Once upon a time, when my daily job was to deliver news on the radio, I would check a variety of websites to see what the most popular stories were. It was a way to make sure that my editorial judgment was in line with what my listeners were actually interested in. But, sometimes, I had to veto the popular vote and ignore the most popular story of the day.
I rationalized my vetoes on the theory that most of the listeners had already heard about the most popular story of the day, and would also benefit from hearing other stories that they had not come across. But, in some cases, I just didn't think most popular equated to most newsworthy.
You can easily guess on most days what the lead story is going to be on the national news. Today, for example, it will be the formal charges filed against the suspect in the Boston marathon bombings. That's my prediction as this is written, barring anything major occurring between now and the evening news.
You might also be able to guess what the most popular story of the day has been for most of the past 24 hours.

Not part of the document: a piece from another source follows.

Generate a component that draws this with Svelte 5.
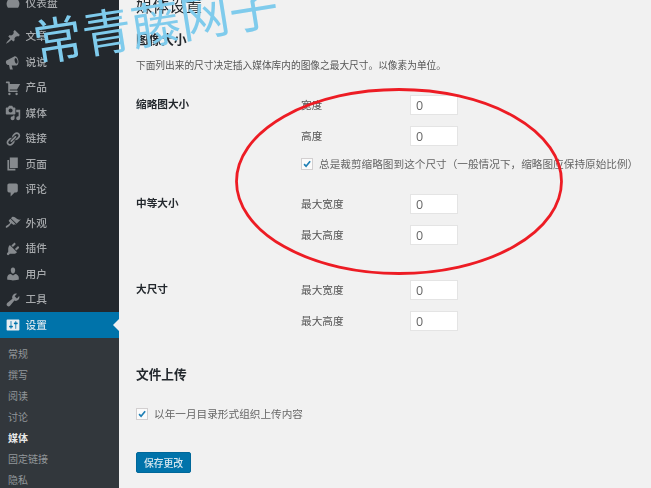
<script>
  const icons = {
    pin: 'M10.44 3.02l1.82-1.82 6.36 6.35-1.83 1.82c-1.05-.68-2.48-.57-3.41.36l-.75.75c-.92.93-1.04 2.35-.35 3.41l-1.83 1.82-2.41-2.41-2.8 2.79c-.42.42-3.38 2.71-3.8 2.29s1.86-3.39 2.28-3.81l2.79-2.79L4.1 9.36l1.83-1.82c1.05.69 2.48.57 3.4-.36l.75-.75c.93-.92 1.05-2.35.36-3.41z',
    megaphone: 'M2 8l9.5-5c1.2-.6 2.5 0 3.6 1.5s1.9 3.6 1.7 6c-.2 2-1 3.300-2.300 3.800H8.300l1.500 5H6.200L5 13.800c-2 0-3.500-1-3.800-3C1 9.500 1.200 8.500 2 8zM13 5c-1 .3-1.300 2-.8 4s1.600 3.300 2.500 3 1.300-2 .8-4-1.600-3.300-2.500-3z',
    cart: 'M6 13h9c.55 0 1 .45 1 1s-.45 1-1 1H5c-.55 0-1-.45-1-1V4H2c-.55 0-1-.45-1-1s.45-1 1-1h3c.55 0 1 .45 1 1v2h13l-4 7H6v1zm-.5 3c.83 0 1.500.67 1.500 1.500S6.330 19 5.500 19 4 18.330 4 17.500 4.670 16 5.500 16zm9 0c.83 0 1.500.67 1.500 1.500s-.67 1.500-1.500 1.500-1.500-.67-1.500-1.500.67-1.500 1.500-1.500z',
    media: 'M13 11V4c0-.55-.45-1-1-1h-1.670L9 1H5L3.670 3H2c-.55 0-1 .45-1 1v7c0 .55.45 1 1 1h10c.55 0 1-.45 1-1zM7 4.500c1.380 0 2.500 1.120 2.500 2.500S8.380 9.500 7 9.500 4.500 8.380 4.500 7 5.620 4.500 7 4.500zM14 6h5v10.500c0 1.380-1.120 2.500-2.500 2.500S14 17.880 14 16.500s1.120-2.500 2.500-2.500c.17 0 .34.02.5.05V9h-3V6zm-4 8.050V13h2v3.500c0 1.380-1.120 2.500-2.500 2.500S7 17.880 7 16.500 8.120 14 9.500 14c.17 0 .34.02.5.05z',
    links: 'M17.740 2.760c1.680 1.690 1.680 4.410 0 6.100l-1.530 1.520c-1.120 1.120-2.700 1.470-4.140 1.090l2.620-2.610.76-.77.76-.76c.84-.84.84-2.200 0-3.040-.84-.85-2.200-.85-3.040 0l-.77.76-3.380 3.380c-.37-1.440-.02-3.020 1.100-4.140l1.520-1.530c1.690-1.680 4.420-1.680 6.100 0zM8.590 13.430l5.340-5.340c.42-.42.42-1.100 0-1.520-.44-.43-1.130-.39-1.530 0l-5.330 5.340c-.42.42-.42 1.100 0 1.520.44.43 1.130.39 1.520 0zm-.76 2.290l4.140-4.150c.38 1.440.03 3.020-1.090 4.140l-1.520 1.530c-1.690 1.680-4.410 1.680-6.100 0-1.680-1.680-1.680-4.420 0-6.100l1.530-1.520c1.120-1.120 2.700-1.470 4.140-1.100l-4.140 4.150c-.85.84-.85 2.200 0 3.050.84.84 2.200.84 3.040 0z',
    page: 'M6 15V2h10v13H6zm-1 1h8v2H3V5h2v11z',
    comment: 'M5 2h9c1.100 0 2 .9 2 2v7c0 1.100-.9 2-2 2h-2l-5 5v-5H5c-1.100 0-2-.9-2-2V4c0-1.100.9-2 2-2z',
    brush: 'M14.480 11.060L7.410 3.990l1.500-1.500c.5-.56 2.300-.47 3.510.32 1.210.8 1.430 1.280 2.910 2.100 1.180.64 2.450 1.260 4.450.85zm-.71.71L6.700 4.700 4.930 6.470c-.39.39-.39 1.020 0 1.410l1.060 1.060c.39.39.39 1.030 0 1.420-.6.6-1.430 1.110-2.210 1.690-.35.26-.7.53-1.010.84C1.430 13.230.4 14.980 1.100 15.680c.7.7 2.450-.33 3.790-1.670.31-.31.58-.66.84-1.010.58-.78 1.090-1.610 1.690-2.210.39-.39 1.030-.39 1.420 0l1.060 1.060c.39.39 1.020.39 1.410 0z',
    plugin: 'M13.110 4.360L9.870 7.600 8 5.730l3.240-3.240c.35-.34 1.050-.2 1.560.32.52.51.66 1.210.31 1.550zm-8 1.770l.91-1.120 9.010 9.010-1.190.84c-.71.71-2.630 1.160-3.820 1.160H6.140L4.900 17.260c-.59.59-1.540.59-2.120 0-.59-.58-.59-1.530 0-2.120l1.240-1.240v-3.880c0-1.130.4-3.190 1.090-3.890zm7.260 3.970l3.240-3.240c.34-.35 1.040-.21 1.550.31.52.51.66 1.210.31 1.550l-3.240 3.250z',
    user: 'M10 9.250c-2.270 0-2.730-3.440-2.730-3.440C7 4.020 7.820 2 9.970 2c2.160 0 2.980 2.020 2.710 3.810 0 0-.41 3.440-2.680 3.440zm0 2.570L12.720 10c2.390 0 4.520 2.330 4.520 4.530v2.490s-3.650 1.130-7.240 1.130c-3.650 0-7.240-1.130-7.240-1.130v-2.490c0-2.250 1.940-4.480 4.470-4.480z',
    wrench: 'M16.680 9.770c-1.340 1.340-3.300 1.670-4.950.99l-5.410 6.520c-.99.99-2.590.99-3.580 0s-.99-2.590 0-3.570l6.520-5.420c-.68-1.650-.35-3.610.99-4.950 1.280-1.280 3.120-1.620 4.720-1.060l-2.890 2.890 2.820 2.820 2.860-2.870c.53 1.580.18 3.390-1.080 4.650z',
    settings: 'M18 16V4c0-.55-.45-1-1-1H3c-.55 0-1 .45-1 1v12c0 .55.45 1 1 1h14c.55 0 1-.45 1-1zM8 11h1c.55 0 1 .45 1 1s-.45 1-1 1H8v1.500c0 .28-.22.5-.5.5s-.5-.22-.5-.5V13H6c-.55 0-1-.45-1-1s.45-1 1-1h1V5.500c0-.28.22-.5.5-.5s.5.22.5.5V11zm5-2h-1c-.55 0-1-.45-1-1s.45-1 1-1h1V5.500c0-.28.22-.5.5-.5s.5.22.5.5V7h1c.55 0 1 .45 1 1s-.45 1-1 1h-1v5.500c0 .28-.22.5-.5.5s-.5-.22-.5-.5V9z',
    dashboard: 'M3.760 16h12.480c1.100-1.370 1.760-3.110 1.760-5 0-4.420-3.580-8-8-8s-8 3.580-8 8c0 1.890.66 3.630 1.760 5z'
  };
  const groupA = [['dashboard', '仪表盘']];
  const groupB = [['pin', '文章'], ['megaphone', '说说'], ['cart', '产品'], ['media', '媒体'], ['links', '链接'], ['page', '页面'], ['comment', '评论']];
  const groupC = [['brush', '外观'], ['plugin', '插件'], ['user', '用户'], ['wrench', '工具']];
  const sub = ['常规', '撰写', '阅读', '讨论', '媒体', '固定链接', '隐私'];
  const sizes = [
    { title: '缩略图大小', fields: ['宽度', '高度'], crop: true },
    { title: '中等大小', fields: ['最大宽度', '最大高度'] },
    { title: '大尺寸', fields: ['最大宽度', '最大高度'] }
  ];
</script>

{#snippet row(item)}
  <div class="item">
    <svg class="icon" viewBox="0 0 20 20" aria-hidden="true"><path fill-rule="evenodd" d={icons[item[0]]} /></svg>
    <span class="lift">{item[1]}</span>
  </div>
{/snippet}

{#snippet check()}
  <span class="box"><svg viewBox="0 0 12 12" aria-hidden="true"><path d="M2.500 6.200l2.400 2.600L9.800 2.600" /></svg></span>
{/snippet}

<div class="page">
  <aside class="side">
    <nav class="menu">
      {#each groupA as item}{@render row(item)}{/each}
      <div class="sep"></div>
      {#each groupB as item}{@render row(item)}{/each}
      <div class="sep"></div>
      {#each groupC as item}{@render row(item)}{/each}
      <div class="item current">
        <svg class="icon" viewBox="0 0 20 20" aria-hidden="true"><path fill-rule="evenodd" d={icons.settings} /></svg>
        <span class="lift">设置</span>
        <i class="arrow"></i>
      </div>
      <div class="submenu">
        {#each sub as s, i}
          <div class="subitem" class:on={i === 4}>{s}</div>
        {/each}
      </div>
    </nav>
  </aside>

  <main class="main">
    <h1>媒体设置</h1>
    <h2 class="first">图像大小</h2>
    <p class="desc">下面列出来的尺寸决定插入媒体库内的图像之最大尺寸。以像素为单位。</p>

    {#each sizes as g, gi}
      <section class="group g{gi}">
        <div class="th">{g.title}</div>
        <div class="fields">
          {#each g.fields as f}
            <div class="field">
              <span class="flabel">{f}</span>
              <input type="text" value="0" readonly aria-label={f} />
            </div>
          {/each}
          {#if g.crop}
            <div class="checkrow crop">{@render check()}<span class="lift">总是裁剪缩略图到这个尺寸（一般情况下，缩略图应保持原始比例）</span></div>
          {/if}
        </div>
      </section>
    {/each}

    <h2 class="upload">文件上传</h2>
    <div class="checkrow year">{@render check()}<span class="lift">以年一月目录形式组织上传内容</span></div>
    <button class="save" type="button">保存更改</button>
  </main>

  <svg class="ring" viewBox="0 0 651 488" aria-hidden="true">
    <ellipse cx="399" cy="181.500" rx="162.500" ry="92" />
  </svg>
  <div class="mark">常青藤网子</div>
</div>

<style>
  :global(body) { margin: 0; background: #f1f1f1; }
  .page {
    position: relative;
    display: flex;
    width: 651px;
    height: 488px;
    overflow: hidden;
    background: #f1f1f1;
    font-family: "Noto Sans CJK SC", "Noto Sans", sans-serif;
    text-spacing-trim: space-all;
    font-feature-settings: "chws" 0, "palt" 0;
  }
  .lift { margin-bottom: 2px; }
  .side {
    flex: 0 0 119px;
    background: #23282d;
    filter: blur(0.5px);
  }
  .menu { margin-top: -9.75px; }
  .sep { height: 8px; }
  .item {
    position: relative;
    display: flex;
    align-items: center;
    gap: 5px;
    height: 25.5px;
    padding-left: 4.5px;
    color: #a6a9ac;
    font-size: 10.7px;
    font-weight: 500;
  }
  .icon { width: 16px; height: 16px; flex: none; fill: #868a8e; }
  .current { background: #0073aa; color: #d5e4ec; height: 26px; }
  .current .icon { fill: #e8eef2; }
  .arrow {
    position: absolute;
    right: 0;
    top: 7px;
    border: 6px solid transparent;
    border-left-width: 0;
    border-right-color: #f1f1f1;
  }
  .submenu { background: #32373c; padding: 4.5px 0 0 8px; height: 160px; }
  .subitem { height: 21px; line-height: 21px; font-size: 10px; color: #92979b; }
  .subitem.on { color: #e8e8e8; font-weight: 700; }

  .main {
    flex: 1;
    padding-left: 17px;
    margin-top: -5px;
    color: #555;
    font-size: 10.65px;
    filter: blur(0.5px);
  }
  h1 { margin: 0; height: 20px; line-height: 20px; font-size: 16.500px; font-weight: 400; color: #23282d; }
  h2 { margin: 0; height: 18px; line-height: 16px; font-size: 12.700px; font-weight: 700; color: #23282d; }
  .first { margin-top: 16px; }
  .desc { margin: 9px 0 0; height: 16px; line-height: 15px; font-size: 9.700px; white-space: nowrap; }
  .group { display: flex; }
  .g0 { margin-top: 21px; }
  .g1 { margin-top: 24px; }
  .g2 { margin-top: 35px; }
  .th { flex: 0 0 165px; height: 20px; line-height: 18px; font-weight: 700; color: #23282d; }
  .fields { display: flex; flex-direction: column; gap: 11px; }
  .field { display: flex; align-items: center; height: 20px; }
  .flabel { flex: 0 0 109px; margin-bottom: 2px; }
  input {
    box-sizing: border-box;
    width: 48px;
    height: 20px;
    margin: 0;
    padding: 0 5px;
    border: 1px solid #e4e4e4;
    background: #fff;
    color: #666;
    font: 12.500px "Open Sans", "Liberation Sans", sans-serif;
    outline: none;
  }
  .checkrow { display: flex; align-items: center; gap: 6px; height: 12px; white-space: nowrap; color: #666; }
  .crop { margin-top: 1px; }
  .box {
    box-sizing: border-box;
    flex: none;
    width: 12px;
    height: 12px;
    border: 1px solid #d2cfd0;
    background: #fbfbfb;
  }
  .box svg { display: block; width: 10px; height: 10px; fill: none; stroke: #1e7fb5; stroke-width: 2; }
  .upload { margin-top: 35px; }
  .year { margin-top: 24px; }
  .save {
    display: block;
    box-sizing: border-box;
    width: 55px;
    height: 21px;
    margin-top: 32px;
    padding: 0;
    border: 1px solid #006799;
    border-radius: 2px;
    background: #0073aa;
    color: #d8e8f0;
    font: 500 9.800px "Noto Sans CJK SC", sans-serif;
  }

  .ring { position: absolute; inset: 0; width: 651px; height: 488px; fill: none; stroke: #ed1c24; stroke-width: 2.800; pointer-events: none; }
  .mark {
    position: absolute;
    left: 33px;
    top: 11px;
    color: #7fcbec;
    font-size: 49.5px;
    line-height: 60px;
    font-weight: 400;
    white-space: nowrap;
    transform: rotate(-9deg);
    transform-origin: left center;
  }
</style>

The Boston bomber is in the chase, but most people want to read more about Reese Witherspoon's disorderly conduct arrest. I'm not sure what that says about us. Perhaps, it's just that we're humans, still interested in rubber-necking at accidents and gossiping over the back fence.
When I was a practicing journalist, people would occasionally ask me why I didn't report on this or that story. And, inevitably, the answer would be that the listener just wasn't interested. If cable news channels have shown us anything, it's that people want to watch news that interests them, not news that should interest them. On the same news cycle that chronicled Ms. Witherspoon's troubles, readers could have learned about the Taliban kidnapping a helicopter crew or about a man killing four people in Washington State. Both of those were in the top ten, right next to "news" about Kardashians.
I think I'm glad I don't have make those kind of decisions anymore.